<<<<
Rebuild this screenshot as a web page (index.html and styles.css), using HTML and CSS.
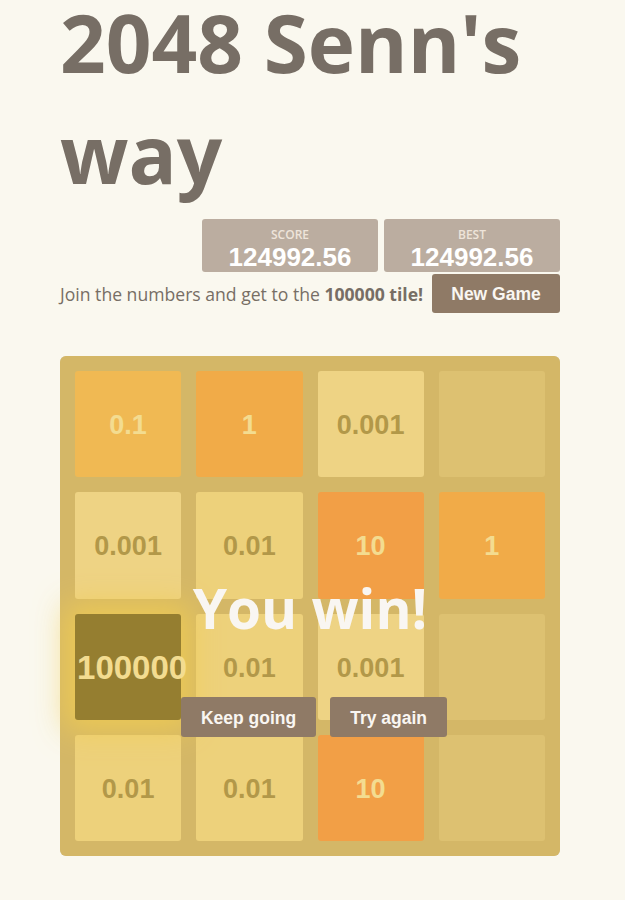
FILE: index.html
```html
<!DOCTYPE html>
<html>
<head>
<meta charset="utf-8">
<link rel="stylesheet" href="styles.css">
</head>
<body>
<div class="container">
  <h1 class="title">2048 Senn's way</h1>
  <div class="scores">
    <div class="score-box"><div class="score-label">SCORE</div><div class="score-value">124992.56</div></div>
    <div class="score-box"><div class="score-label">BEST</div><div class="score-value">124992.56</div></div>
  </div>
  <div class="intro">
    <p class="intro-text">Join the numbers and get to the <strong>100000 tile!</strong></p>
    <a class="btn new-game">New Game</a>
  </div>
  <div class="game">
    <div class="grid">
      <div class="cell t8">0.1</div>
      <div class="cell t16">1</div>
      <div class="cell t2">0.001</div>
      <div class="cell"></div>
      <div class="cell t2">0.001</div>
      <div class="cell t4">0.01</div>
      <div class="cell t32">10</div>
      <div class="cell t16">1</div>
      <div class="cell tsuper">100000</div>
      <div class="cell t4">0.01</div>
      <div class="cell t2">0.001</div>
      <div class="cell"></div>
      <div class="cell t4">0.01</div>
      <div class="cell t4">0.01</div>
      <div class="cell t32">10</div>
      <div class="cell"></div>
    </div>
    <div class="overlay">
      <p class="win">You win!</p>
      <div class="actions">
        <a class="btn">Keep going</a>
        <a class="btn">Try again</a>
      </div>
    </div>
  </div>
</div>
</body>
</html>
```

FILE: styles.css
```css
html, body {
  margin: 0;
  padding: 0;
  background: #faf8ef;
}
.container {
  width: 500px;
  margin: 0 0 0 60px;
}
.title {
  margin: -14px 0 0 0;
  font-family: "Open Sans", sans-serif;
  font-weight: bold;
  font-size: 80px;
  line-height: 111px;
  color: #776e65;
}
.scores {
  display: flex;
  justify-content: flex-end;
  gap: 6px;
  margin-top: 11px;
}
.score-box {
  width: 176px;
  height: 53px;
  background: #bbada0;
  border-radius: 3px;
  text-align: center;
  color: #fff;
  font-family: "Liberation Sans", Arial, sans-serif;
  font-weight: bold;
  box-sizing: border-box;
  padding-top: 8px;
}
.score-label {
  font-size: 12px;
  line-height: 16px;
  color: #eee4da;
  font-family: "Open Sans", sans-serif;
  font-weight: 600;
}
.score-value {
  font-size: 26px;
  line-height: 28px;
}
.intro {
  display: flex;
  justify-content: space-between;
  align-items: center;
  margin-top: 2px;
}
.intro-text {
  margin: 0;
  font-family: "Open Sans", sans-serif;
  font-size: 17.6px;
  color: #776e65;
}
.intro-text strong { font-weight: bold; }
.btn {
  display: inline-block;
  background: #8f7a66;
  color: #f9f6f2;
  border-radius: 3px;
  height: 40px;
  line-height: 42px;
  padding: 0 20px;
  font-family: "Liberation Sans", Arial, sans-serif;
  font-weight: bold;
  font-size: 17.5px;
}
.new-game {
  width: 128px;
  box-sizing: border-box;
  padding: 0;
  text-align: center;
  height: 39px;
  line-height: 41px;
}
.game {
  position: relative;
  margin-top: 43px;
  width: 500px;
  height: 500px;
}
.grid {
  background: #bbada0;
  border-radius: 6px;
  padding: 15px;
  box-sizing: border-box;
  width: 500px;
  height: 500px;
  display: grid;
  grid-template-columns: repeat(4, minmax(0, 1fr));
  grid-template-rows: repeat(4, minmax(0, 1fr));
  gap: 15px;
}
.cell {
  background: rgba(238, 228, 218, 0.35);
  border-radius: 3px;
  display: flex;
  align-items: center;
  justify-content: center;
  padding-top: 3px;
  box-sizing: border-box;
  min-width: 0;
  font-family: "Liberation Sans", Arial, sans-serif;
  font-weight: bold;
  font-size: 27px;
  color: #776e65;
  white-space: nowrap;
}
.t2 { background: #eee4da; }
.t4 { background: #ede0c8; }
.t8 { background: #f2b179; color: #f9f6f2; }
.t16 { background: #f59563; color: #f9f6f2; }
.t32 { background: #f67c5f; color: #f9f6f2; }
.tsuper {
  background: #3c3a32;
  color: #f9f6f2;
  font-size: 33px;
  position: relative;
  z-index: 1;
  padding-left: 8px;
  box-shadow: 0 0 30px 10px rgba(243, 215, 116, 0.85);
}
.overlay {
  position: absolute;
  inset: 0;
  z-index: 2;
  background: rgba(237, 194, 46, 0.5);
  border-radius: 6px;
  text-align: center;
}
.win {
  margin: 222px 0 0 0;
  height: 60px;
  line-height: 60px;
  font-family: "Open Sans", sans-serif;
  font-weight: bold;
  font-size: 55px;
  color: #f9f6f2;
}
.actions {
  margin-top: 59px;
  display: flex;
  justify-content: center;
  gap: 14px;
  padding-left: 8px;
}
```
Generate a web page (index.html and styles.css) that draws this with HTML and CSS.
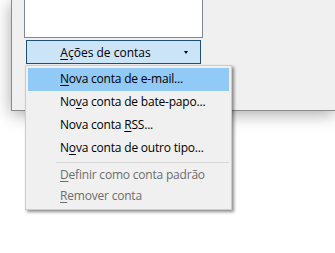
>>>>
Given task
Without the pictures, write out all of the material exactly.

Expected output
Rebuild this screenshot as a web page (index.html and styles.css), using HTML and CSS.
FILE: index.html
```html
<!DOCTYPE html>
<html>
<head>
<meta charset="utf-8">
<link rel="stylesheet" href="styles.css">
</head>
<body>
<div class="container">
  <h1 class="title">2048 Senn's way</h1>
  <div class="scores">
    <div class="score-box"><div class="score-label">SCORE</div><div class="score-value">124992.56</div></div>
    <div class="score-box"><div class="score-label">BEST</div><div class="score-value">124992.56</div></div>
  </div>
  <div class="intro">
    <p class="intro-text">Join the numbers and get to the <strong>100000 tile!</strong></p>
    <a class="btn new-game">New Game</a>
  </div>
  <div class="game">
    <div class="grid">
      <div class="cell t8">0.1</div>
      <div class="cell t16">1</div>
      <div class="cell t2">0.001</div>
      <div class="cell"></div>
      <div class="cell t2">0.001</div>
      <div class="cell t4">0.01</div>
      <div class="cell t32">10</div>
      <div class="cell t16">1</div>
      <div class="cell tsuper">100000</div>
      <div class="cell t4">0.01</div>
      <div class="cell t2">0.001</div>
      <div class="cell"></div>
      <div class="cell t4">0.01</div>
      <div class="cell t4">0.01</div>
      <div class="cell t32">10</div>
      <div class="cell"></div>
    </div>
    <div class="overlay">
      <p class="win">You win!</p>
      <div class="actions">
        <a class="btn">Keep going</a>
        <a class="btn">Try again</a>
      </div>
    </div>
  </div>
</div>
</body>
</html>
```

FILE: styles.css
```css
html, body {
  margin: 0;
  padding: 0;
  background: #faf8ef;
}
.container {
  width: 500px;
  margin: 0 0 0 60px;
}
.title {
  margin: -14px 0 0 0;
  font-family: "Open Sans", sans-serif;
  font-weight: bold;
  font-size: 80px;
  line-height: 111px;
  color: #776e65;
}
.scores {
  display: flex;
  justify-content: flex-end;
  gap: 6px;
  margin-top: 11px;
}
.score-box {
  width: 176px;
  height: 53px;
  background: #bbada0;
  border-radius: 3px;
  text-align: center;
  color: #fff;
  font-family: "Liberation Sans", Arial, sans-serif;
  font-weight: bold;
  box-sizing: border-box;
  padding-top: 8px;
}
.score-label {
  font-size: 12px;
  line-height: 16px;
  color: #eee4da;
  font-family: "Open Sans", sans-serif;
  font-weight: 600;
}
.score-value {
  font-size: 26px;
  line-height: 28px;
}
.intro {
  display: flex;
  justify-content: space-between;
  align-items: center;
  margin-top: 2px;
}
.intro-text {
  margin: 0;
  font-family: "Open Sans", sans-serif;
  font-size: 17.6px;
  color: #776e65;
}
.intro-text strong { font-weight: bold; }
.btn {
  display: inline-block;
  background: #8f7a66;
  color: #f9f6f2;
  border-radius: 3px;
  height: 40px;
  line-height: 42px;
  padding: 0 20px;
  font-family: "Liberation Sans", Arial, sans-serif;
  font-weight: bold;
  font-size: 17.5px;
}
.new-game {
  width: 128px;
  box-sizing: border-box;
  padding: 0;
  text-align: center;
  height: 39px;
  line-height: 41px;
}
.game {
  position: relative;
  margin-top: 43px;
  width: 500px;
  height: 500px;
}
.grid {
  background: #bbada0;
  border-radius: 6px;
  padding: 15px;
  box-sizing: border-box;
  width: 500px;
  height: 500px;
  display: grid;
  grid-template-columns: repeat(4, minmax(0, 1fr));
  grid-template-rows: repeat(4, minmax(0, 1fr));
  gap: 15px;
}
.cell {
  background: rgba(238, 228, 218, 0.35);
  border-radius: 3px;
  display: flex;
  align-items: center;
  justify-content: center;
  padding-top: 3px;
  box-sizing: border-box;
  min-width: 0;
  font-family: "Liberation Sans", Arial, sans-serif;
  font-weight: bold;
  font-size: 27px;
  color: #776e65;
  white-space: nowrap;
}
.t2 { background: #eee4da; }
.t4 { background: #ede0c8; }
.t8 { background: #f2b179; color: #f9f6f2; }
.t16 { background: #f59563; color: #f9f6f2; }
.t32 { background: #f67c5f; color: #f9f6f2; }
.tsuper {
  background: #3c3a32;
  color: #f9f6f2;
  font-size: 33px;
  position: relative;
  z-index: 1;
  padding-left: 8px;
  box-shadow: 0 0 30px 10px rgba(243, 215, 116, 0.85);
}
.overlay {
  position: absolute;
  inset: 0;
  z-index: 2;
  background: rgba(237, 194, 46, 0.5);
  border-radius: 6px;
  text-align: center;
}
.win {
  margin: 222px 0 0 0;
  height: 60px;
  line-height: 60px;
  font-family: "Open Sans", sans-serif;
  font-weight: bold;
  font-size: 55px;
  color: #f9f6f2;
}
.actions {
  margin-top: 59px;
  display: flex;
  justify-content: center;
  gap: 14px;
  padding-left: 8px;
}
```
Generate a web page (index.html and styles.css) that draws this with HTML and CSS.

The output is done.